Referrals is best used as a trend monitor, not as a complete ROI number. It only counts users who click directly from an AI platform to your site (and, for revenue, only those who convert within the tracked session).
Referrals uses your Google Analytics integration. If you haven’t selected a property yet, you’ll see an empty state prompting you to link/select one.
  1. Go to Website → Referrals
  2. Click Select property
  3. Choose the GA4 property you want Meridian to use
Once linked, Meridian will start showing AI-platform sessions and (if available) revenue.

Referrals view (click-through sessions)

The Referrals view shows sessions where GA attributes the session source to an AI platform domain (e.g., ChatGPT, Perplexity, CoPilot, etc.).

What you see

  • Total referrals for the selected time range
  • Breakdown by platform (ChatGPT, Perplexity, Copilot, Grok, etc.) with period-over-period deltas
  • A trend chart so you can see changes over time
  • Recent Visits, including landing page, device, country, and engagement (helpful for debugging and optimization)

How teams use this

  • Identify which AI platforms are driving the most click-through traffic.
  • Identify the landing pages AI users hit most often, then improve those pages (clear value prop, FAQs, comparison criteria, internal linking).
  • Use week-over-week changes to validate whether your AI visibility work is translating into more inbound sessions.

Practical example

If you publish a “Best basketball shoes” guide and then see:
  • more ChatGPT referrals over the next week,
  • and more sessions landing on that guide URL,
that is a strong directional signal the work is paying off.

Important nuance: this undercounts AI influence

Referrals is click-through tracking, not “total influence.” It only counts sessions where someone:
  1. Sees a recommendation in an AI platform, and then
  2. Clicks through to your site in that moment (so GA records the referrer domain like chatgpt.com or perplexity.ai).
A lot of AI-influenced journeys will not show up here, for example:
  • The user gets a recommendation in AI, then Google searches your brand and clicks a search result.
  • The user reads the AI answer, leaves, and comes back later via direct, a bookmark, or another device.
  • The user shares your brand with someone else, who then visits via a different channel.

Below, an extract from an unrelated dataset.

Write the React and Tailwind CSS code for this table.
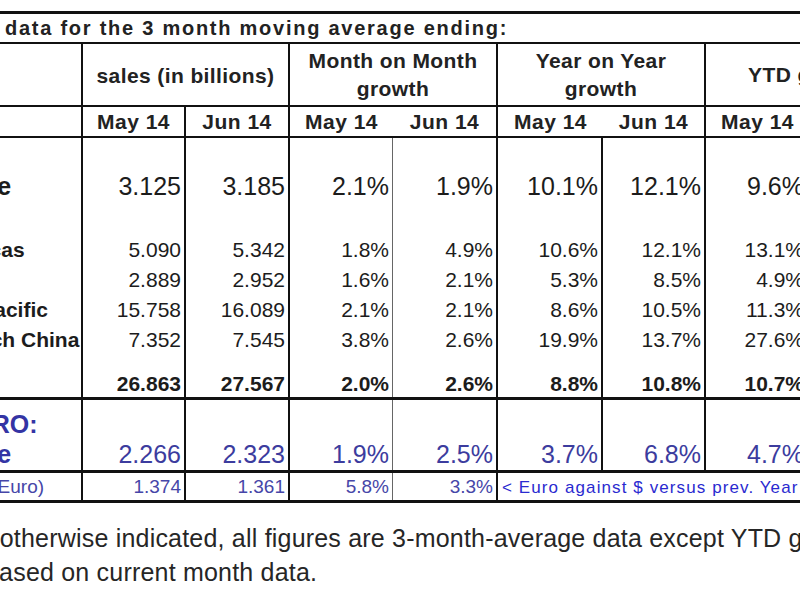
import React from "react";

const W = [
  "w-[161px]",
  "w-[103px]",
  "w-[104px]",
  "w-[103px]",
  "w-[105px]",
  "w-[105px]",
  "w-[103px]",
  "w-[103px]",
  "w-[103px]",
];

const DATA_B = [
  "border-r-2 border-[#111]",
  "border-r-2 border-[#111]",
  "border-r-2 border-[#111]",
  "border-r border-[#666]",
  "border-r-2 border-[#111]",
  "border-r-2 border-[#111]",
  "border-r-2 border-[#111]",
  "border-r-2 border-[#111]",
  "border-r-2 border-[#111]",
];

const HEAD2_B = [
  "border-r-2 border-[#111]",
  "border-r-2 border-[#111]",
  "border-r-2 border-[#111]",
  "",
  "border-r-2 border-[#111]",
  "",
  "border-r-2 border-[#111]",
  "",
  "border-r-2 border-[#111]",
];

function Row({ h, cells = [], label, labelCls = "", valCls = "", align = "items-center" }) {
  return (
    <div className={`flex ${h}`}>
      {W.map((w, i) => (
        <div
          key={i}
          className={`${w} shrink-0 h-full flex ${align} ${DATA_B[i]} ${
            i === 0 ? "justify-start pl-[8px] whitespace-nowrap overflow-hidden" : "justify-end pr-[3px]"
          }`}
        >
          {i === 0 ? (
            <span className={labelCls}>{label}</span>
          ) : (
            <span className={valCls}>{cells[i - 1]}</span>
          )}
        </div>
      ))}
    </div>
  );
}

export default function App() {
  return (
    <div className="w-[800px] h-[600px] overflow-hidden bg-white font-['Liberation_Sans',Arial,sans-serif] text-[#1c1c1c]">
      <div className="ml-[-78px] w-[1100px] pt-[11px]">
        {/* title */}
        <div className="h-[33px] border-t-[3px] border-b-2 border-[#111] pl-[83px] text-[20px] leading-[28px] font-bold tracking-[1.75px] text-[#222] whitespace-nowrap">
          data for the 3 month moving average ending:
        </div>

        {/* header row 1 */}
        <div className="flex h-[63px] border-b-2 border-[#111] text-[21px] font-bold tracking-[0.4px] text-[#222] text-center">
          <div className="w-[161px] shrink-0 h-full border-r-2 border-[#111]"></div>
          <div className="w-[207px] shrink-0 h-full border-r-2 border-[#111] flex items-center justify-center pt-[3px]">
            sales (in billions)
          </div>
          <div className="w-[208px] shrink-0 h-full border-r-2 border-[#111] flex flex-col items-center justify-center leading-[28px]">
            <span>Month on Month</span>
            <span>growth</span>
          </div>
          <div className="w-[208px] shrink-0 h-full border-r-2 border-[#111] flex flex-col items-center justify-center leading-[28px]">
            <span>Year on Year</span>
            <span>growth</span>
          </div>
          <div className="w-[206px] shrink-0 h-full flex items-center justify-center">
            YTD growth
          </div>
        </div>

        {/* header row 2 */}
        <div className="flex h-[31px] border-b-2 border-[#111] text-[21px] font-bold tracking-[0.5px] text-[#222]">
          {W.map((w, i) => (
            <div
              key={i}
              className={`${w} shrink-0 h-full flex items-center justify-center ${HEAD2_B[i]}`}
            >
              {i === 0 ? "" : i % 2 === 1 ? "May 14" : "Jun 14"}
            </div>
          ))}
        </div>

        {/* data block */}
        <div className="flex flex-col border-b-[3px] border-[#111]">
          <Row
            h="h-[62px]"
            align="items-end"
            label="Europe"
            labelCls="ml-[-5px] text-[25px] leading-[28px] font-bold"
            valCls="text-[25px] leading-[28px]"
            cells={["3.125", "3.185", "2.1%", "1.9%", "10.1%", "12.1%", "9.6%", "10.2%"]}
          />
          <Row h="h-[35px]" />
          <Row
            h="h-[30px]"
            label="Americas"
            labelCls="text-[21px] font-bold"
            valCls="text-[21px]"
            cells={["5.090", "5.342", "1.8%", "4.9%", "10.6%", "12.1%", "13.1%", "12.9%"]}
          />
          <Row
            h="h-[30px]"
            label="Japan"
            labelCls="text-[21px] font-bold"
            valCls="text-[21px]"
            cells={["2.889", "2.952", "1.6%", "2.1%", "5.3%", "8.5%", "4.9%", "5.5%"]}
          />
          <Row
            h="h-[30px]"
            label="Asia Pacific"
            labelCls="text-[21px] font-bold"
            valCls="text-[21px]"
            cells={["15.758", "16.089", "2.1%", "2.1%", "8.6%", "10.5%", "11.3%", "11.1%"]}
          />
          <Row
            h="h-[30px]"
            label="of which China"
            labelCls="text-[21px] font-bold"
            valCls="text-[21px]"
            cells={["7.352", "7.545", "3.8%", "2.6%", "19.9%", "13.7%", "27.6%", "24.6%"]}
          />
          <Row h="h-[16px]" />
          <Row
            h="h-[26px]"
            label="Total"
            labelCls="text-[21px] font-bold"
            valCls="text-[21px] font-bold leading-[26px]"
            cells={["26.863", "27.567", "2.0%", "2.6%", "8.8%", "10.8%", "10.7%", "10.7%"]}
          />
        </div>

        {/* EURO block */}
        <div className="flex flex-col border-b-[3px] border-[#111] text-[#3c3c9e]">
          <Row h="h-[10px]" />
          <Row
            h="h-[30px]"
            label="IN EURO:"
            labelCls="ml-[-5px] text-[25px] font-bold text-[#3434a4]"
          />
          <Row
            h="h-[30px]"
            label="Europe"
            labelCls="ml-[-5px] text-[25px] font-bold text-[#3434a4]"
            valCls="text-[25px]"
            cells={["2.266", "2.323", "1.9%", "2.5%", "3.7%", "6.8%", "4.7%", "6.3%"]}
          />
        </div>

        {/* exchange row */}
        <div className="flex h-[30px] border-b-[3px] border-[#111] text-[19px] text-[#4646a8]">
          {W.slice(0, 5).map((w, i) => (
            <div
              key={i}
              className={`${w} shrink-0 h-full flex items-center pt-[2px] ${DATA_B[i]} ${
                i === 0 ? "justify-start pl-[8px] whitespace-nowrap overflow-hidden" : "justify-end pr-[3px]"
              }`}
            >
              {["Rate ($/Euro)", "1.374", "1.361", "5.8%", "3.3%"][i]}
            </div>
          ))}
          <div className="flex-1 h-full flex items-center pt-[2px] pl-[4px] text-[17px] tracking-[1.1px] text-[#2a2ad0] whitespace-nowrap">
            &lt; Euro against $ versus prev. Year
          </div>
        </div>

        {/* footnote */}
        <div className="mt-[18px] text-[25px] leading-[34px] tracking-[0.2px] text-[#262626] whitespace-nowrap">
          <div className="ml-[-7px]">
            Unless otherwise indicated, all figures are 3-month-average data except YTD growth
          </div>
          <div className="ml-[63px]">based on current month data.</div>
        </div>
      </div>
    </div>
  );
}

How big is the gap (roughly)?

Public research strongly suggests direct clicks are a small fraction of “people who saw an AI answer.” Practical takeaway: It is normal for GA to capture only a small fraction of AI exposure. Use Referrals to monitor directional trend (up/down by platform and by landing page), not as a complete ROI number.
A helpful mental model: “Referrals = minimum measurable click-through.”It is a lower bound on AI impact, because it only counts immediate clicks that preserve the AI referrer.

Revenue view (optional)

If your GA4 property tracks revenue and ecommerce events, you can switch to the Revenue view. Revenue view showing revenue from AI search and platform breakdown

What you see

  • Total Revenue, Orders, AOV, and Conversion Rate for the selected period
  • Revenue from AI search (revenue attributed to sessions referred from AI platforms)
  • A trend chart and Revenue by Platform table (which platforms are driving the tracked revenue)

When this is most useful

  • You want directional evidence that AI referrals are not just visits, but also producing conversions.
  • You want to compare which platforms drive higher conversion rates or AOV.
This “AI revenue” is a lower bound. It captures only conversions that happen in the measured click-through session (or attribution window configured in GA), and it will miss many “view-through” journeys where AI influenced the buyer but GA credits another channel later.